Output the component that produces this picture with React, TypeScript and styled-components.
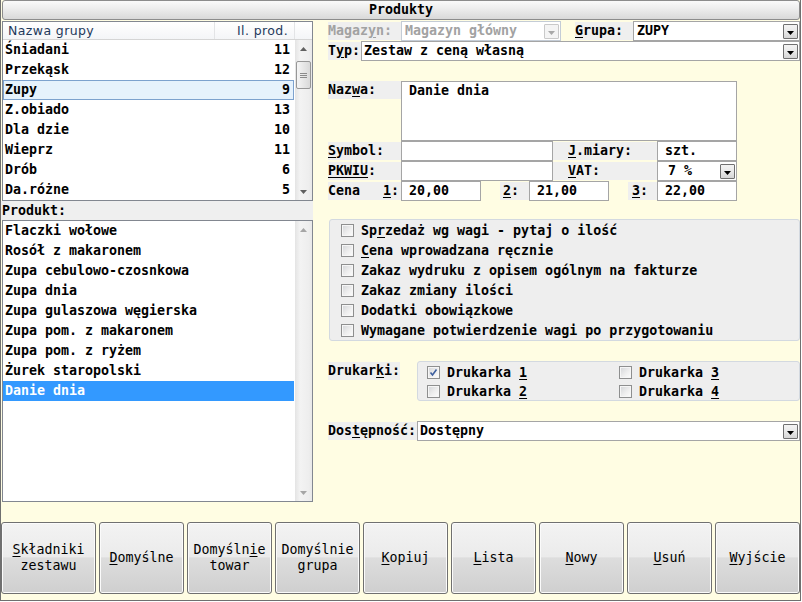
import * as React from 'react'
import styled, { createGlobalStyle } from 'styled-components'

const mono = `"DejaVu Sans Mono", "Liberation Mono", monospace`

const GlobalStyle = createGlobalStyle`
  html, body {
    margin: 0;
    padding: 0;
    background: #ffffff;
  }
`

const Window = styled.div`
  width: 801px;
  height: 601px;
  box-sizing: border-box;
  border: 1px solid #6f6f6f;
  border-top: none;
  background: #fffde3;
  display: flex;
  flex-direction: column;
  font-family: ${mono};
  font-size: 13.3px;
  font-weight: bold;
  color: #000;
`

const TitleBar = styled.div`
  height: 20px;
  box-sizing: border-box;
  margin-left: 1px;
  border: 1px solid #8c8c8c;
  border-radius: 3px;
  background: linear-gradient(#fafafa, #ececec 45%, #d9d9d9);
  text-align: center;
  line-height: 18px;
`

const Body = styled.div`
  display: flex;
  height: 482px;
`

const LeftPane = styled.div`
  width: 312px;
  display: flex;
  flex-direction: column;
`

const ListBox = styled.div<{ $h: number; $header?: boolean }>`
  margin-left: 1px;
  width: 311px;
  height: ${p => p.$h}px;
  box-sizing: border-box;
  border: 1px solid #828790;
  background: #fff;
  display: grid;
  grid-template-columns: 1fr 17px;
  grid-template-rows: ${p => (p.$header ? '18px 1fr' : '1fr')};
`

const ListHeader = styled.div`
  grid-column: 1 / -1;
  display: grid;
  grid-template-columns: 212px 80px 1fr;
  box-sizing: border-box;
  height: 18px;
  border-bottom: 1px solid #d5d5d5;
  background: linear-gradient(#ffffff, #f4f5f7);
  font-family: "DejaVu Sans", "Liberation Sans", sans-serif;
  font-size: 12.5px;
  letter-spacing: 0.4px;
  font-weight: normal;
  color: #1e395b;
`

const HeaderCell = styled.div<{ $right?: boolean }>`
  border-right: 1px solid #e3e4e6;
  line-height: 17px;
  padding: 0 6px 0 5px;
  white-space: nowrap;
  text-align: ${p => (p.$right ? 'right' : 'left')};
  &:last-child {
    border-right: none;
  }
`

const Rows = styled.div`
  display: flex;
  flex-direction: column;
`

const GroupRow = styled.div<{ $sel?: boolean }>`
  height: 20px;
  box-sizing: border-box;
  margin-right: 1px;
  display: flex;
  justify-content: space-between;
  padding: 0 3px 0 1px;
  line-height: 18px;
  border: 1px solid ${p => (p.$sel ? '#7da2ce' : 'transparent')};
  background: ${p => (p.$sel ? '#e6f2fc' : 'transparent')};
`

const ProductRow = styled.div<{ $sel?: boolean }>`
  height: 20px;
  margin-right: 1px;
  padding-left: 2px;
  line-height: 20px;
  white-space: pre;
  background: ${p => (p.$sel ? '#3399ff' : 'transparent')};
  color: ${p => (p.$sel ? '#fff' : '#000')};
`

const ScrollBar = styled.div`
  display: flex;
  flex-direction: column;
  background: linear-gradient(90deg, #e4e4e4, #f3f3f3 30%, #eeeeee 80%, #e8e8e8);
`

const ScrollArrow = styled.div`
  height: 17px;
  display: flex;
  align-items: center;
  justify-content: center;
`

const Thumb = styled.div`
  margin: 4px 1px 0 1px;
  height: 28px;
  box-sizing: border-box;
  border: 1px solid #979797;
  border-radius: 2px;
  background: linear-gradient(90deg, #f5f5f5, #e7e7e7 50%, #d9d9d9);
  display: flex;
  align-items: center;
  justify-content: center;
`

const Spacer = styled.div`
  flex: 1;
`

const PaneLabel = styled.div`
  height: 19px;
  line-height: 19px;
  background: #efefef;
  padding-left: 1px;
`

const RightPane = styled.div`
  flex: 1;
  padding: 1px 0 0 15px;
  display: flex;
  flex-direction: column;
`

const Row = styled.div<{ $h?: number; $mt?: number }>`
  display: flex;
  flex-shrink: 0;
  height: ${p => p.$h ?? 20}px;
  margin-top: ${p => p.$mt ?? 0}px;
`

const Label = styled.div<{ $w: number; $pl?: number; $dim?: boolean; $top?: boolean }>`
  width: ${p => p.$w}px;
  flex-shrink: 0;
  box-sizing: border-box;
  height: 18px;
  margin: ${p => (p.$top ? '0' : '1px 0')};
  padding-left: ${p => p.$pl ?? 0}px;
  line-height: 18px;
  background: #efefef;
  white-space: pre;
  color: ${p => (p.$dim ? '#a2a2a2' : '#000')};
`

const SplitLabel = styled(Label)`
  display: flex;
  justify-content: space-between;
  padding-right: 2px;
`

const Gap = styled.div<{ $w: number }>`
  width: ${p => p.$w}px;
  flex-shrink: 0;
`

const Field = styled.div<{ $w?: number; $h?: number; $pl?: number }>`
  ${p => (p.$w ? `width: ${p.$w}px; flex-shrink: 0;` : 'flex: 1;')}
  height: ${p => p.$h ?? 20}px;
  box-sizing: border-box;
  border: 1px solid #a5a5a5;
  background: #fff;
  padding-left: ${p => p.$pl ?? 7}px;
  line-height: 18px;
  white-space: pre;
`

const Select = styled.div<{ $w?: number; $pl?: number; $off?: boolean }>`
  ${p => (p.$w ? `width: ${p.$w}px; flex-shrink: 0;` : 'flex: 1;')}
  height: 20px;
  box-sizing: border-box;
  border: 1px solid ${p => (p.$off ? '#c4ccd6' : '#a5a5a5')};
  background: #fff;
  display: flex;
  align-items: center;
  padding-left: ${p => p.$pl ?? 2}px;
  color: ${p => (p.$off ? '#a2a2a2' : '#000')};
  white-space: pre;
`

const SelectText = styled.span`
  flex: 1;
  line-height: 18px;
`

const DropBtn = styled.span<{ $off?: boolean }>`
  width: 15px;
  height: 15px;
  margin-right: 1px;
  box-sizing: border-box;
  border: 1px solid ${p => (p.$off ? '#c9c9c9' : '#707070')};
  border-radius: 1px;
  background: ${p =>
    p.$off ? '#f4f4f4' : 'linear-gradient(#f4f4f4, #e9e9e9 50%, #d6d6d6)'};
  display: flex;
  align-items: center;
  justify-content: center;
  padding-top: 4px;
`

const CheckPanel = styled.div`
  flex-shrink: 0;
  height: 122px;
  margin: 18px 0 0 1px;
  box-sizing: border-box;
  border: 1px solid #d3d9e0;
  border-radius: 3px;
  background: #eeeeee;
  padding-left: 11px;
  display: flex;
  flex-direction: column;
`

const PrinterPanel = styled.div`
  flex: 1;
  height: 40px;
  box-sizing: border-box;
  border: 1px solid #d3d9e0;
  border-radius: 3px;
  background: #eeeeee;
  display: grid;
  grid-template-columns: 192px 1fr;
  grid-auto-rows: 19px;
  padding: 1px 0 0 9px;
`

const CheckRow = styled.div<{ $h?: number }>`
  height: ${p => p.$h ?? 20}px;
  display: flex;
  align-items: center;
  gap: 7px;
  white-space: pre;
`

const Box = styled.span`
  width: 13px;
  height: 13px;
  box-sizing: border-box;
  flex-shrink: 0;
  border: 1px solid #8e8f8f;
  background: linear-gradient(135deg, #d2d4d7, #eeeeee 55%, #fdfdfd);
  box-shadow: inset 0 0 0 1px #f6f6f6;
  display: flex;
  align-items: center;
  justify-content: center;
`

const ButtonBar = styled.div`
  display: flex;
  gap: 3px;
  padding: 20px 0 6px 0;
`

const Button = styled.button<{ $w: number }>`
  width: ${p => p.$w}px;
  height: 72px;
  flex-shrink: 0;
  box-sizing: border-box;
  border: 1px solid #707070;
  border-radius: 3px;
  background: linear-gradient(#f3f3f3, #ebebeb 48%, #dddddd 50%, #cfcfcf);
  box-shadow: inset 0 0 0 1px #fbfbfb;
  font-family: ${mono};
  font-size: 13.3px;
  font-weight: normal;
  color: #000;
  line-height: 16px;
  padding: 0;
  white-space: pre;
`

const U = styled.span`
  text-decoration: underline;
  text-underline-offset: 2px;
`

const Acc: React.FC<{ text: string; at?: number }> = ({ text, at = -1 }) =>
  at < 0 ? (
    <>{text}</>
  ) : (
    <>
      {text.slice(0, at)}
      <U>{text.slice(at, at + 1)}</U>
      {text.slice(at + 1)}
    </>
  )

const Arrow: React.FC<{ up?: boolean; color: string }> = ({ up, color }) => (
  <svg width="7" height="4" viewBox="0 0 7 4">
    <polygon points={up ? '0,4 7,4 3.5,0' : '0,0 7,0 3.5,4'} fill={color} />
  </svg>
)

const Check: React.FC<{ on?: boolean }> = ({ on }) => (
  <Box>
    {on && (
      <svg width="9" height="9" viewBox="0 0 9 9">
        <path d="M1.5 4.5 L3.5 7 L7.5 1.5" stroke="#3d5f9e" strokeWidth="1.6" fill="none" />
      </svg>
    )}
  </Box>
)

const Drop: React.FC<{ off?: boolean }> = ({ off }) => (
  <DropBtn $off={off}>
    <Arrow color={off ? '#a8a8a8' : '#000'} />
  </DropBtn>
)

const groups = [
  { name: 'Śniadani', count: 11 },
  { name: 'Przekąsk', count: 12 },
  { name: 'Zupy', count: 9 },
  { name: 'Z.obiado', count: 13 },
  { name: 'Dla dzie', count: 10 },
  { name: 'Wieprz', count: 11 },
  { name: 'Drób', count: 6 },
  { name: 'Da.różne', count: 5 },
]

const products = [
  'Flaczki wołowe',
  'Rosół z makaronem',
  'Zupa cebulowo-czosnkowa',
  'Zupa dnia',
  'Zupa gulaszowa węgierska',
  'Zupa pom. z makaronem',
  'Zupa pom. z ryżem',
  'Żurek staropolski',
  'Danie dnia',
]

const options = [
  { text: 'Sprzedaż wg wagi - pytaj o ilość', at: 2 },
  { text: 'Cena wprowadzana ręcznie', at: 0 },
  { text: 'Zakaz wydruku z opisem ogólnym na fakturze' },
  { text: 'Zakaz zmiany ilości' },
  { text: 'Dodatki obowiązkowe' },
  { text: 'Wymagane potwierdzenie wagi po przygotowaniu' },
]

const printers = [
  { n: '1', on: true },
  { n: '3' },
  { n: '2' },
  { n: '4' },
]

const buttons = [
  { lines: ['Składniki', 'zestawu'], at: 0 },
  { lines: ['Domyślne'], at: 0 },
  { lines: ['Domyślnie', 'towar'], at: 7 },
  { lines: ['Domyślnie', 'grupa'], at: -1 },
  { lines: ['Kopiuj'], at: 0 },
  { lines: ['Lista'], at: 0 },
  { lines: ['Nowy'], at: 0 },
  { lines: ['Usuń'], at: 0 },
  { lines: ['Wyjście'], at: 0 },
]

const App: React.FC = () => {
  return (
    <>
      <GlobalStyle />
      <Window>
        <TitleBar>Produkty</TitleBar>
        <Body>
          <LeftPane>
            <ListBox $h={180} $header style={{ marginTop: 1 }}>
              <ListHeader>
                <HeaderCell>Nazwa grupy</HeaderCell>
                <HeaderCell $right>Il. prod.</HeaderCell>
                <HeaderCell />
              </ListHeader>
              <Rows>
                {groups.map((g, i) => (
                  <GroupRow key={g.name} $sel={i === 2}>
                    <span>{g.name}</span>
                    <span>{g.count}</span>
                  </GroupRow>
                ))}
              </Rows>
              <ScrollBar>
                <ScrollArrow>
                  <Arrow up color="#606060" />
                </ScrollArrow>
                <Thumb>
                  <svg width="7" height="7" viewBox="0 0 7 7">
                    <path d="M0 1.5H7M0 3.5H7M0 5.5H7" stroke="#8a8a8a" strokeWidth="1" />
                  </svg>
                </Thumb>
                <Spacer />
                <ScrollArrow>
                  <Arrow color="#606060" />
                </ScrollArrow>
              </ScrollBar>
            </ListBox>
            <PaneLabel>Produkt:</PaneLabel>
            <ListBox $h={282}>
              <Rows>
                {products.map((p, i) => (
                  <ProductRow key={p} $sel={i === products.length - 1}>
                    {p}
                  </ProductRow>
                ))}
              </Rows>
              <ScrollBar>
                <ScrollArrow>
                  <Arrow up color="#a6a6a6" />
                </ScrollArrow>
                <Spacer />
                <ScrollArrow>
                  <Arrow color="#a6a6a6" />
                </ScrollArrow>
              </ScrollBar>
            </ListBox>
          </LeftPane>

          <RightPane>
            <Row>
              <Label $w={73} $dim>
                <Acc text="Magazyn:" at={5} />
              </Label>
              <Select $w={160} $pl={3} $off>
                <SelectText>Magazyn główny</SelectText>
                <Drop off />
              </Select>
              <Gap $w={14} />
              <Label $w={58}>
                <Acc text="Grupa:" at={0} />
              </Label>
              <Select $pl={3}>
                <SelectText>ZUPY</SelectText>
                <Drop />
              </Select>
            </Row>
            <Row>
              <Label $w={33}>
                <Acc text="Typ:" at={1} />
              </Label>
              <Select>
                <SelectText>Zestaw z ceną własną</SelectText>
                <Drop />
              </Select>
            </Row>

            <Row $h={60} $mt={20}>
              <Label $w={73} $top>
                <Acc text="Nazwa:" at={3} />
              </Label>
              <Field $w={336} $h={60}>
                Danie dnia
              </Field>
            </Row>
            <Row>
              <Label $w={73}>
                <Acc text="Symbol:" at={0} />
              </Label>
              <Field $w={152} />
              <Label $w={104} $pl={15}>
                <Acc text="J.miary:" at={0} />
              </Label>
              <Field $w={80}>szt.</Field>
            </Row>
            <Row>
              <Label $w={73}>
                <U>PKWIU</U>:
              </Label>
              <Field $w={152} />
              <Label $w={104} $pl={15}>
                <Acc text="VAT:" at={0} />
              </Label>
              <Select $w={80} $pl={10}>
                <SelectText>7 %</SelectText>
                <Drop />
              </Select>
            </Row>
            <Row>
              <SplitLabel $w={73}>
                <span>Cena</span>
                <span>
                  <Acc text="1:" at={0} />
                </span>
              </SplitLabel>
              <Field $w={80}>20,00</Field>
              <Gap $w={19} />
              <Label $w={29} $pl={3}>
                <Acc text="2:" at={0} />
              </Label>
              <Field $w={80}>21,00</Field>
              <Gap $w={19} />
              <Label $w={29} $pl={4}>
                <Acc text="3:" at={0} />
              </Label>
              <Field $w={80}>22,00</Field>
            </Row>

            <CheckPanel>
              {options.map(o => (
                <CheckRow key={o.text}>
                  <Check />
                  <span>
                    <Acc text={o.text} at={o.at} />
                  </span>
                </CheckRow>
              ))}
            </CheckPanel>

            <Row $h={40} $mt={20}>
              <Label $w={72} $top style={{ marginTop: 1 }}>
                <Acc text="Drukarki:" at={6} />
              </Label>
              <Gap $w={17} />
              <PrinterPanel>
                {printers.map(p => (
                  <CheckRow key={p.n} $h={19}>
                    <Check on={p.on} />
                    <span>
                      Drukarka <U>{p.n}</U>
                    </span>
                  </CheckRow>
                ))}
              </PrinterPanel>
            </Row>

            <Row $mt={20}>
              <Label $w={89}>
                <Acc text="Dostępność:" at={3} />
              </Label>
              <Select>
                <SelectText>Dostępny</SelectText>
                <Drop />
              </Select>
            </Row>
          </RightPane>
        </Body>

        <ButtonBar>
          {buttons.map((b, i) => (
            <Button key={b.lines.join(' ')} $w={i === 0 ? 95 : 85}>
              <Acc text={b.lines[0]} at={b.at} />
              {b.lines[1] && (
                <>
                  <br />
                  {b.lines[1]}
                </>
              )}
            </Button>
          ))}
        </ButtonBar>
      </Window>
    </>
  )
}

export default App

▸ What is needed: Copy out each line in the listing that has the word "React".

▸ Task output:
Output the component that produces this picture with React, TypeScript and styled-components.
import * as React from 'react'
const Acc: React.FC<{ text: string; at?: number }> = ({ text, at = -1 }) =>
const Arrow: React.FC<{ up?: boolean; color: string }> = ({ up, color }) => (
const Check: React.FC<{ on?: boolean }> = ({ on }) => (
const Drop: React.FC<{ off?: boolean }> = ({ off }) => (
const App: React.FC = () => {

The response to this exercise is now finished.